10. Ces dispositions conventionnelles ne peuvent ainsi s'appliquer à un prévenu qui ne justifie pas avoir fait l'objet, à titre personnel, antérieurement à sa condamnation pénale, d'une sanction fiscale définitivement prononcée pour les mêmes faits, dès lors que la rectification d'imposition assortie de majorations n'a concerné que la société qu'il dirige.
11. En outre, la solidarité fiscale prévue à l'article 1745 du code général des impôts, qui constitue une garantie pour le recouvrement de la créance du Trésor public et ne poursuit pas de finalité répressive, ne constitue pas une sanction de nature pénale au sens des dispositions conventionnelles invoquées.
12. Il s'en déduit que l'article 50 de la Charte des droits fondamentaux de l'Union européenne ne s'applique pas au prononcé d'une mesure de solidarité fiscale à l'encontre du prévenu, dirigeant de société, lorsque celle-ci est la redevable légale de l'impôt.
13. L'interprétation correcte du droit de l'Union s'imposant avec une telle évidence qu'elle ne laisse place à aucun doute raisonnable, la question préjudicielle portant sur le point de savoir si le principe de proportionnalité et les articles 50 et 52 de ladite Charte s'opposent à une réglementation nationale qui n'assure pas, dans les cas du cumul d'une sanction pécuniaire prononcée au titre de la responsabilité solidaire du prévenu et d'une peine privative de liberté, par des règles claires et précises, que l'ensemble des sanctions infligées n'excède pas la gravité de l'infraction constatée n'est pas utile.

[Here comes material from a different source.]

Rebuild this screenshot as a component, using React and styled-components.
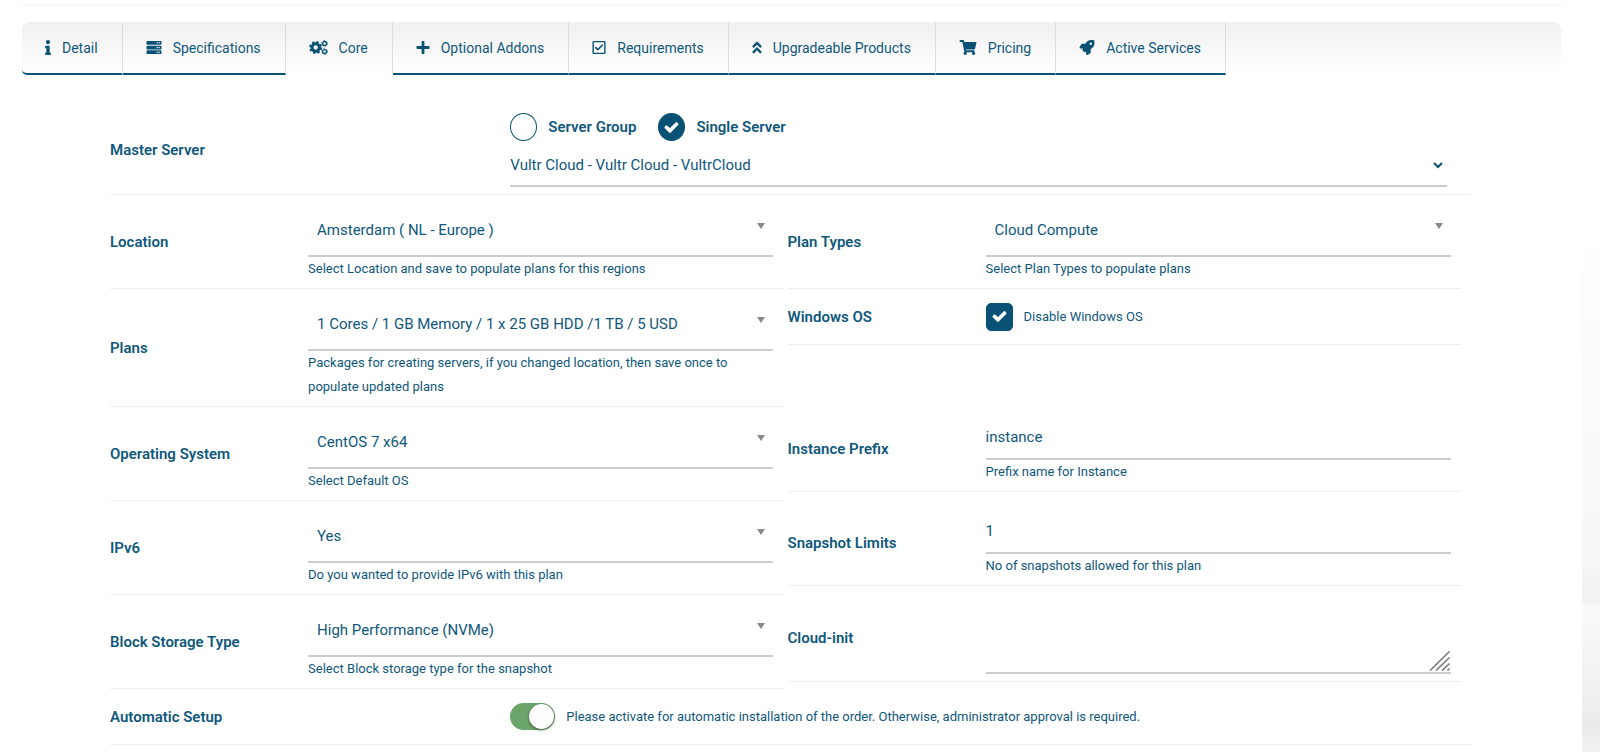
import React, { useState } from "react";
import styled, { createGlobalStyle } from "styled-components";
import {
  FaInfo,
  FaServer,
  FaPlus,
  FaRegCheckSquare,
  FaAngleDoubleUp,
  FaShoppingCart,
  FaRocket,
  FaCheck,
} from "react-icons/fa";

const GlobalStyle = createGlobalStyle`
  *, *:before, *:after {
    box-sizing: border-box;
  }
  body {
    margin: 0;
    color: #0f587c;
    background: #fff;
    font-family: Roboto, "Liberation Sans", sans-serif;
    font-size: 13px;
  }
  input, select, textarea, button {
    font: inherit;
    color: inherit;
  }
`;

const Page = styled.div`
  min-height: 100vh;
  padding-right: 18px;
  background: linear-gradient(
    to bottom,
    #fff 245px,
    #fdfdfd 246px,
    #fafafa 480px,
    #f6f6f6 560px,
    #f1f1f1 602px,
    #fafafa 606px,
    #f4f4f4 660px,
    #ebebeb 725px,
    #f2f2f2 752px
  );
`;

const Card = styled.main`
  min-height: 100vh;
  padding: 4px 21px 0 22px;
  background: #fff;
`;

const Divider = styled.hr`
  height: 2px;
  margin: 0 0 16px;
  border: 0;
  background: #f6f6f6;
`;

const Tabs = styled.nav`
  display: flex;
  border-radius: 8px 8px 0 0;
  background: linear-gradient(to bottom, #f0f0f0, #fff);
`;

const Tab = styled.button`
  display: flex;
  align-items: center;
  gap: 11px;
  height: 53px;
  padding: 0 24px 0 23px;
  border: 0;
  border-right: 1px solid #ddd;
  border-bottom: 2px solid ${(props) => (props.$active ? "transparent" : "#0a5275")};
  background: none;
  font-size: 14px;
  white-space: nowrap;
  cursor: pointer;
  &:first-child {
    border-bottom-left-radius: 5px;
  }
  svg {
    width: ${(props) => props.$iconWidth}px;
    height: 15px;
    color: #0a5275;
  }
`;

const Form = styled.form`
  padding: 31px 90px 0 88px;
`;

const Row = styled.div`
  display: grid;
  grid-template-columns: 5fr 12fr;
  align-items: center;
  min-height: 56px;
  padding: 7px 0;
  border-bottom: 1px solid #eee;
`;

const Pairs = styled.div`
  display: grid;
  grid-template-columns: 1fr 1fr;
  align-items: start;
  column-gap: 4px;
  padding-right: 10px;
`;

const Title = styled.label`
  font-size: 15px;
  font-weight: 600;
`;

const Field = styled.div`
  min-width: 0;
  padding-right: ${(props) => (props.$wide ? 24 : 10)}px;
`;

const Hint = styled.div`
  line-height: 24px;
`;

const Options = styled.div`
  display: flex;
  gap: 22px;
`;

const Option = styled.label`
  display: flex;
  align-items: center;
  gap: 11px;
  font-size: ${(props) => (props.$strong ? 15 : 13)}px;
  font-weight: ${(props) => (props.$strong ? 600 : 400)};
`;

const Tick = styled.span`
  position: relative;
  display: flex;
  width: 27px;
  height: 28px;
  input {
    width: 100%;
    height: 100%;
    margin: 0;
    appearance: none;
    border: 1px solid #0a5275;
    border-radius: ${(props) => (props.$round ? "50%" : "5px")};
  }
  input:checked {
    background: #0a5275;
  }
  svg {
    position: absolute;
    inset: 0;
    margin: auto;
    overflow: visible;
    color: #fff;
    stroke: currentColor;
    stroke-width: 40px;
    stroke-linejoin: round;
    font-size: 13px;
    pointer-events: none;
  }
`;

const SelectWrap = styled.div`
  position: relative;
  &:after {
    content: "";
    position: absolute;
    top: 21px;
    right: 8px;
    border: 4px solid transparent;
    border-top: 6px solid #888;
    border-bottom: 0;
  }
`;

const PickSelect = styled.select`
  width: 100%;
  height: 55px;
  padding: 3px 24px 0 9px;
  appearance: none;
  border: 0;
  border-bottom: 2px solid #ccc;
  background: none;
  font-size: 15px;
`;

const ServerSelectWrap = styled.div`
  position: relative;
  svg {
    position: absolute;
    top: 19px;
    right: 3px;
    pointer-events: none;
  }
`;

const ServerSelect = styled.select`
  width: 100%;
  height: 46px;
  padding: 3px 24px 0 0;
  appearance: none;
  border: 0;
  border-bottom: 2px solid #ccc;
  background: none;
  font-size: 15px;
`;

const TextInput = styled.input`
  display: block;
  width: 100%;
  height: 46px;
  padding: 2px 0 0;
  border: 0;
  border-bottom: 2px solid #ccc;
  background: none;
  font-size: 15px;
`;

const TextBox = styled.div`
  position: relative;
  svg {
    position: absolute;
    right: 0;
    bottom: 3px;
    pointer-events: none;
  }
`;

const TextArea = styled.textarea`
  display: block;
  width: 100%;
  height: 72px;
  padding: 0;
  resize: none;
  border: 0;
  border-bottom: 2px solid #ccc;
  background: none;
  font-size: 15px;
`;

const Switch = styled.input`
  flex: none;
  display: flex;
  align-items: center;
  width: 45px;
  height: 27px;
  margin: 0;
  padding: 0 1px;
  appearance: none;
  border-radius: 14px;
  background: #ccc;
  &:before {
    content: "";
    width: 25px;
    height: 25px;
    border-radius: 50%;
    background: #fff;
    box-shadow: 0 1px 3px rgba(0, 0, 0, 0.5);
  }
  &:checked {
    justify-content: flex-end;
    background: #6ba56c;
  }
`;

// one big gear and two small ones, teeth are dashed rings
function Gears() {
  return (
    <svg viewBox="0 0 20 16" fill="none" stroke="currentColor">
      <circle cx="7" cy="8" r="3.9" strokeWidth="3.2" />
      <circle cx="7" cy="8" r="5.9" strokeWidth="2" strokeDasharray="2.6 2.03" />
      <circle cx="16.5" cy="3.7" r="2.1" strokeWidth="1.4" />
      <circle cx="16.5" cy="3.7" r="3" strokeWidth="1" strokeDasharray="1.6 1.54" />
      <circle cx="16.5" cy="12.3" r="2.1" strokeWidth="1.4" />
      <circle cx="16.5" cy="12.3" r="3" strokeWidth="1" strokeDasharray="1.6 1.54" />
    </svg>
  );
}

const tabs = [
  { name: "Detail", icon: <FaInfo />, width: 6 },
  { name: "Specifications", icon: <FaServer />, width: 16 },
  { name: "Core", icon: <Gears />, width: 19 },
  { name: "Optional Addons", icon: <FaPlus />, width: 14 },
  { name: "Requirements", icon: <FaRegCheckSquare />, width: 14 },
  { name: "Upgradeable Products", icon: <FaAngleDoubleUp />, width: 10 },
  { name: "Pricing", icon: <FaShoppingCart />, width: 18 },
  { name: "Active Services", icon: <FaRocket />, width: 16 },
];

function SelectRow({ id, title, value, hint }) {
  return (
    <Row>
      <Title htmlFor={id}>{title}</Title>
      <Field>
        <SelectWrap>
          <PickSelect id={id}>
            <option>{value}</option>
          </PickSelect>
        </SelectWrap>
        <Hint>{hint}</Hint>
      </Field>
    </Row>
  );
}

function InputRow({ id, title, value, hint }) {
  return (
    <Row>
      <Title htmlFor={id}>{title}</Title>
      <Field>
        <TextInput id={id} type="text" defaultValue={value} />
        <Hint>{hint}</Hint>
      </Field>
    </Row>
  );
}

function App() {
  const [tab, setTab] = useState("Core");
  const [serverType, setServerType] = useState("single");
  const [windowsOff, setWindowsOff] = useState(true);
  const [autoSetup, setAutoSetup] = useState(true);

  return (
    <Page>
      <GlobalStyle />
      <Card>
        <Divider />
        <Tabs>
          {tabs.map((item) => (
            <Tab
              key={item.name}
              type="button"
              $active={item.name === tab}
              $iconWidth={item.width}
              onClick={() => setTab(item.name)}
            >
              {item.icon}
              {item.name}
            </Tab>
          ))}
        </Tabs>
        <Form>
          <Row>
            <Title htmlFor="server">Master Server</Title>
            <Field $wide>
              <Options>
                <Option $strong>
                  <Tick $round>
                    <input type="radio" name="type" checked={serverType === "group"} onChange={() => setServerType("group")} />
                    {serverType === "group" && <FaCheck />}
                  </Tick>
                  Server Group
                </Option>
                <Option $strong>
                  <Tick $round>
                    <input type="radio" name="type" checked={serverType === "single"} onChange={() => setServerType("single")} />
                    {serverType === "single" && <FaCheck />}
                  </Tick>
                  Single Server
                </Option>
              </Options>
              <ServerSelectWrap>
                <ServerSelect id="server">
                  <option>Vultr Cloud - Vultr Cloud - VultrCloud</option>
                </ServerSelect>
                <svg width="12" height="10" viewBox="0 0 12 10" fill="none" stroke="#0a5275" strokeWidth="2">
                  <path d="M2 3l4 4 4-4" />
                </svg>
              </ServerSelectWrap>
            </Field>
          </Row>

          <Pairs>
            <SelectRow
              id="location"
              title="Location"
              value="Amsterdam ( NL - Europe )"
              hint="Select Location and save to populate plans for this regions"
            />
            <SelectRow id="plan-types" title="Plan Types" value="Cloud Compute" hint="Select Plan Types to populate plans" />
            <SelectRow
              id="plans"
              title="Plans"
              value="1 Cores / 1 GB Memory / 1 x 25 GB HDD /1 TB / 5 USD"
              hint="Packages for creating servers, if you changed location, then save once to populate updated plans"
            />
            <Row>
              <Title htmlFor="windows">Windows OS</Title>
              <Field>
                <Option>
                  <Tick>
                    <input id="windows" type="checkbox" checked={windowsOff} onChange={() => setWindowsOff(!windowsOff)} />
                    {windowsOff && <FaCheck />}
                  </Tick>
                  Disable Windows OS
                </Option>
              </Field>
            </Row>
            <SelectRow id="os" title="Operating System" value="CentOS 7 x64" hint="Select Default OS" />
            <InputRow id="prefix" title="Instance Prefix" value="instance" hint="Prefix name for Instance" />
            <SelectRow id="ipv6" title="IPv6" value="Yes" hint="Do you wanted to provide IPv6 with this plan" />
            <InputRow id="snapshots" title="Snapshot Limits" value="1" hint="No of snapshots allowed for this plan" />
            <SelectRow
              id="storage"
              title="Block Storage Type"
              value="High Performance (NVMe)"
              hint="Select Block storage type for the snapshot"
            />
            <Row>
              <Title htmlFor="cloud-init">Cloud-init</Title>
              <Field>
                <TextBox>
                  <TextArea id="cloud-init" />
                  <svg width="22" height="20" viewBox="0 0 22 20" fill="none" stroke="#777" strokeWidth="1.5">
                    <path d="M1 19.500L20.500 0.500M7 19.500L20.500 6.500M13 19.500L20.500 12.500M18.500 19.500L20.500 17.500" />
                  </svg>
                </TextBox>
              </Field>
            </Row>
          </Pairs>

          <Row>
            <Title htmlFor="auto">Automatic Setup</Title>
            <Field $wide>
              <Option>
                <Switch id="auto" type="checkbox" checked={autoSetup} onChange={() => setAutoSetup(!autoSetup)} />
                Please activate for automatic installation of the order. Otherwise, administrator approval is required.
              </Option>
            </Field>
          </Row>
        </Form>
      </Card>
    </Page>
  );
}

export default App;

14. Il en résulte que le juge répressif n'était pas tenu de constater le montant des pénalités fiscales appliquées, ni de s'assurer que la charge finale résultant de l'ensemble des sanctions prononcées, quelle que soit leur nature, ne soit pas excessive par rapport à la gravité de l'infraction commise par le prévenu.
15. Ainsi, le moyen doit être écarté.
16. Par ailleurs, l'arrêt est régulier en la forme.
PAR CES MOTIFS, la Cour :
REJETTE le pourvoi ;
Ainsi fait et jugé par la Cour de cassation, chambre criminelle, et prononcé par le président en son audience publique du six novembre deux mille vingt-quatre.